[edit]
Follow-the-Perturbed-Leader Achieves Best-of-Both-Worlds for Bandit Problems
Proceedings of The 34th International Conference on Algorithmic Learning Theory, PMLR 201:726-754, 2023.
Abstract
This paper discusses the adversarial and stochastic $K$-armed bandit problems. In the adversarial setting, the best possible regret is known to be $O(\sqrt{KT})$ for time horizon $T$. This bound can be achieved by several policies but they require to explicitly compute the arm-selection probabilities by solving optimization problems at each round, which becomes problematic in some settings. One promising candidate to avoid this issue is the Follow-The-Perturbed-Leader (FTPL) policy, which simply chooses the arm with the minimum cumulative estimated loss with a random perturbation.

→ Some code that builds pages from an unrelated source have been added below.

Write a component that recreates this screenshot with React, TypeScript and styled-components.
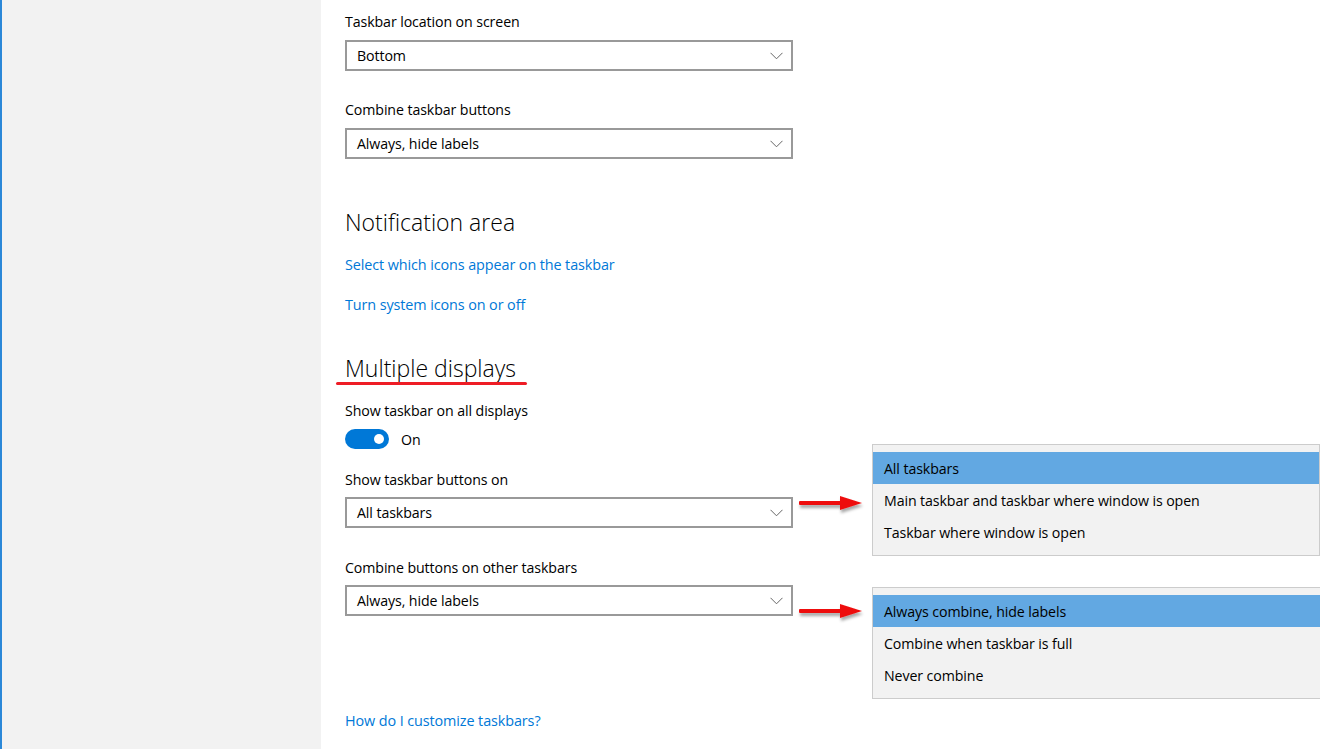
import React from "react";
import styled, { createGlobalStyle } from "styled-components";

const Global = createGlobalStyle`
  html, body { margin: 0; padding: 0; background: #fff; }
  body { font-family: "Open Sans", "Noto Sans", sans-serif; color: #000; }
  * { box-sizing: border-box; }
`;

const Page = styled.div`
  display: flex;
  width: 1331px;
  height: 749px;
  overflow: hidden;
`;

const Sidebar = styled.div`
  width: 321px;
  flex: none;
  background: #f2f2f2;
  border-left: 2px solid #2b88d8;
`;

const Main = styled.div`
  flex: 1;
  background: #fff;
  padding: 12px 0 0 24px;
  display: flex;
  flex-direction: column;
`;

const Label = styled.div<{ $mt?: number }>`
  font-size: 14.2px;
  line-height: 20px;
  margin-top: ${(p) => p.$mt ?? 0}px;
  letter-spacing: -0.1px;
`;

const SelectWrap = styled.div<{ $mt?: number }>`
  position: relative;
  margin-top: ${(p) => p.$mt ?? 8}px;
  width: 448px;
`;

const SelectBox = styled.div`
  height: 31px;
  border: 2px solid #999;
  display: flex;
  align-items: center;
  justify-content: space-between;
  padding: 0 8px 0 10px;
  font-size: 14.2px;
  letter-spacing: -0.1px;
  background: #fff;
`;

const Heading = styled.div<{ $mt: number }>`
  position: relative;
  font-size: 23px;
  font-weight: 300;
  line-height: 32px;
  margin-top: ${(p) => p.$mt}px;
  color: #000;
  align-self: flex-start;
`;

const Underline = styled.div`
  position: absolute;
  left: -9px;
  right: -11px;
  bottom: -1px;
  height: 3px;
  border-radius: 2px;
  background: #ee1c25;
`;

const Link = styled.a<{ $mt: number }>`
  display: block;
  color: #0078d7;
  font-size: 14.4px;
  line-height: 20px;
  text-decoration: none;
  margin-top: ${(p) => p.$mt}px;
  letter-spacing: -0.1px;
`;

const ToggleRow = styled.div`
  display: flex;
  align-items: center;
  gap: 12px;
  margin-top: 8px;
  font-size: 14.2px;
`;

const Toggle = styled.div`
  width: 44px;
  height: 20px;
  border-radius: 10px;
  background: #0078d7;
  position: relative;
`;

const Knob = styled.div`
  position: absolute;
  width: 10px;
  height: 10px;
  border-radius: 50%;
  background: #fff;
  top: 5px;
  right: 5px;
`;

const Popup = styled.div<{ $top: number; $noRight?: boolean }>`
  position: absolute;
  left: 527px;
  top: ${(p) => p.$top}px;
  width: 448px;
  background: #f2f2f2;
  border: 1px solid #cccccc;
  ${(p) => (p.$noRight ? "border-right: none;" : "")}
  padding: 7px 0 7px 0;
  display: flex;
  flex-direction: column;
`;

const Option = styled.div<{ $sel?: boolean }>`
  height: 32px;
  display: flex;
  align-items: center;
  padding-left: 11px;
  font-size: 14.2px;
  letter-spacing: -0.1px;
  background: ${(p) => (p.$sel ? "#62a8e2" : "transparent")};
  color: #000;
`;

const Arrow = styled.svg<{ $top: number }>`
  position: absolute;
  left: 453px;
  top: ${(p) => p.$top}px;
  overflow: visible;
`;

const Chevron = () => (
  <svg width="13" height="8" viewBox="0 0 13 8">
    <path d="M0.5 0.8 L6.5 6.8 L12.5 0.8" fill="none" stroke="#666" strokeWidth="1" />
  </svg>
);

const RedArrow = ({ top }: { top: number }) => (
  <Arrow $top={top} width="66" height="20" viewBox="0 0 66 20">
    <defs>
      <filter id={`sh${top}`} x="-20%" y="-50%" width="140%" height="200%">
        <feDropShadow dx="1" dy="3" stdDeviation="1.5" floodColor="#000" floodOpacity="0.35" />
      </filter>
    </defs>
    <g filter={`url(#sh${top})`}>
      <rect x="1" y="8" width="44" height="4" rx="1" fill="#ee1111" />
      <path d="M42 3 L64 10 L42 17 Z" fill="#ee1111" />
    </g>
  </Arrow>
);

export default function App() {
  return (
    <Page>
      <Global />
      <Sidebar />
      <Main>
        <Label>Taskbar location on screen</Label>
        <SelectWrap>
          <SelectBox>
            <span>Bottom</span>
            <Chevron />
          </SelectBox>
        </SelectWrap>
        <Label $mt={29}>Combine taskbar buttons</Label>
        <SelectWrap>
          <SelectBox>
            <span>Always, hide labels</span>
            <Chevron />
          </SelectBox>
        </SelectWrap>

        <Heading $mt={47}>Notification area</Heading>
        <Link $mt={17}>Select which icons appear on the taskbar</Link>
        <Link $mt={20}>Turn system icons on or off</Link>

        <Heading $mt={37}>
          Multiple displays
          <Underline />
        </Heading>
        <Label $mt={17}>Show taskbar on all displays</Label>
        <ToggleRow>
          <Toggle>
            <Knob />
          </Toggle>
          <span>On</span>
        </ToggleRow>

        <Label $mt={21}>Show taskbar buttons on</Label>
        <SelectWrap $mt={7}>
          <SelectBox>
            <span>All taskbars</span>
            <Chevron />
          </SelectBox>
          <RedArrow top={-4} />
          <Popup $top={-53}>
            <Option $sel>All taskbars</Option>
            <Option>Main taskbar and taskbar where window is open</Option>
            <Option>Taskbar where window is open</Option>
          </Popup>
        </SelectWrap>

        <Label $mt={30}>Combine buttons on other taskbars</Label>
        <SelectWrap $mt={7}>
          <SelectBox>
            <span>Always, hide labels</span>
            <Chevron />
          </SelectBox>
          <RedArrow top={16} />
          <Popup $top={2} $noRight>
            <Option $sel>Always combine, hide labels</Option>
            <Option>Combine when taskbar is full</Option>
            <Option>Never combine</Option>
          </Popup>
        </SelectWrap>

        <Link $mt={95}>How do I customize taskbars?</Link>
      </Main>
    </Page>
  );
}
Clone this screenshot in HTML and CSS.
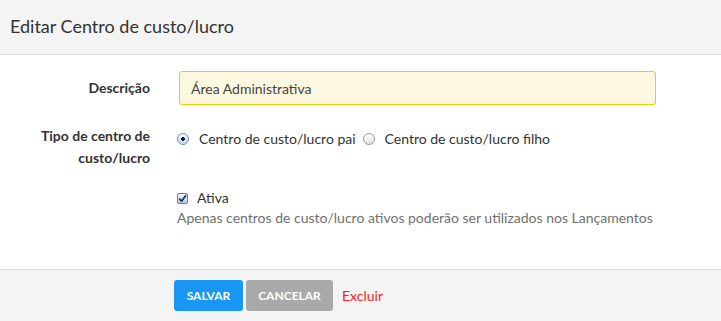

In particular, it has been conjectured that $O(\sqrt{KT})$ regret might be achieved by FTPL with a Fréchet-type perturbation. This paper affirmatively resolves this conjecture by showing that Fréchet perturbation indeed achieves this bound. We also show that FTPL achieves a logarithmic regret for the stochastic setting, meaning that FTPL achieves best-of-both-worlds regret bounds. The key to these bounds is the novel technique to evaluate the stability of the policy and to express the regret at each round in multiple forms depending on the estimated losses.